The University’s strategic plan for diversity, equity and inclusion is centered around four overarching strategic goals:
Create and sustain an equitable and inclusive campus climate
Achieve and sustain greater diversity, equity and inclusion throughout the University community
Create a robust curricular and co-curricular architecture to advance diversity, equity and inclusion
Develop, implement, assess and report on unit-based strategic plans to advance inclusive excellence
DIVERSITY: The presence, recognition and engagement of people of social, political and organizational identities from the wide range of human experiences, and the complex ways these identities intersect and are expressed.
EQUITY: A process of modifying structures and practices that have intentionally or unintentionally advantaged or disadvantaged groups of people; it is a process that responds to unjust structural outcomes to create laws, policies, practices and traditions that support just outcomes for all.
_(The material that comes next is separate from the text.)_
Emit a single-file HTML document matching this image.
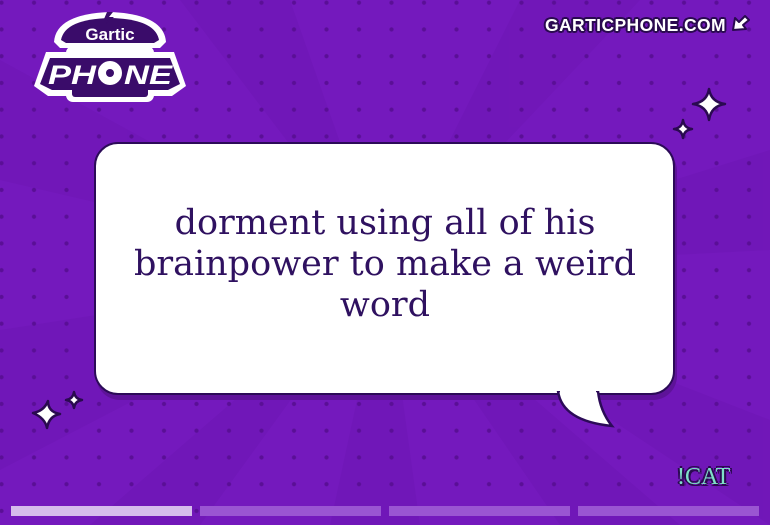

GLOBAL: Describes complex, interdependent and intersecting worldwide systems (e.g., environmental, sociocultural, economic and political), legacies and implications.
INCLUSION: A process and practice of active, intentional and sustained engagement of each person in the community that values and respects their perspectives, multiple identities, experiences and contributions.
INCLUSIVE CLIMATE: A climate that cultivates practices, policies and traditions that include diverse people and perspectives, especially those from historically and systemically oppressed, underrepresented and underserved populations.
INCLUSIVE EXCELLENCE: Recognizes that diversity, equity and inclusion are fundamental to academic and institutional excellence. Inclusive excellence requires a comprehensive, cohesive and collaborative alignment of infrastructure, resources and actions.
INTERGROUP/INTERCULTURAL COMPETENCY: The process of listening, learning and reflecting to develop knowledge, skills, attitudes and commitments to engage across diverse groups in open, effective and socially responsible ways.
INTERFAITH: Engagement, cooperation and/or dialogue across lines of religious or worldview difference that involves forming relationships, fostering positive attitudes and developing appreciative knowledge among people who orient around religion differently.
INTERSECTIONALITY: A framework for conceptualizing interlocking oppressions based on the interconnected nature of historically and systemically oppressed, underrepresented and underserved groups. As identities do not exist independently of each other, intersectionality makes visible the complex convergence of overlapping and interdependent systems of privilege and oppression.
MULTICULTURAL: The presence of people with diverse identities and social locations that appear in beliefs, values and norms, which include behaviors, assumptions and values, patterns of thinking, and communicative styles.
MULTI-ETHNIC: The presence of members of a variety of ethnic groups with a shared history, kinship and geographical location, and the recognition of the historical influence and impact of their commonality.
MULTI-FAITH: The presence and celebration of a diversity of religious identities and worldviews regarding the transcendent.
PRIVILEGE: Names the advantages, favors and benefits conferred on members of dominant groups at the expense of members of marginalized, underrepresented or underserved groups. It operates and conveys power on personal, interpersonal, cultural and institutional levels. The scope and depth are largely invisible to those who have it.
SOCIAL JUSTICE: The work to eliminate historic and systemic oppression and to build systems and cultures of human dignity where rights, accountability, equity, inclusion and access to the common good create conditions for people and communities to realize their full potential.
SUPPLIER DIVERSITY: The proactive integration of minority-owned, woman owned, veteran-owned, disabled owned, and other small, disadvantaged businesses into the development and execution of institutional direct and indirect spending.
UNDERREPRESENTED POPULATION: Describes the extent to which the proportion of certain U.S. racial/ethnic groups relative to the total campus population fails to mirror their proportion in the broader U.S. population. For our purposes, the term underrepresented populations refers to members of the student body, faculty, staff, administration, parents, trustees, alumni and guests who self-identify with real and socially constructed human dimensions of race and ethnicity, including American/Alaskan Native, Black/African American, Latinx/Hispanic/Chicanx, Asian American, Hawaiian/Pacific Islander American, biracial or multiracial, and gender identification.
UNDERSERVED POPULATION: Refers to members of the student body, faculty, staff, administration, parents, trustees, alumni and guests who may not have access to full benefits of economic, social and political opportunity. Dimensions may include race, religion/spirituality/faith, ethnicity, ability, national origin, immigration status, sex, gender identity, gender expression, attractionality/sexual orientation, social class/socioeconomic status and language. (This list is not exhaustive.)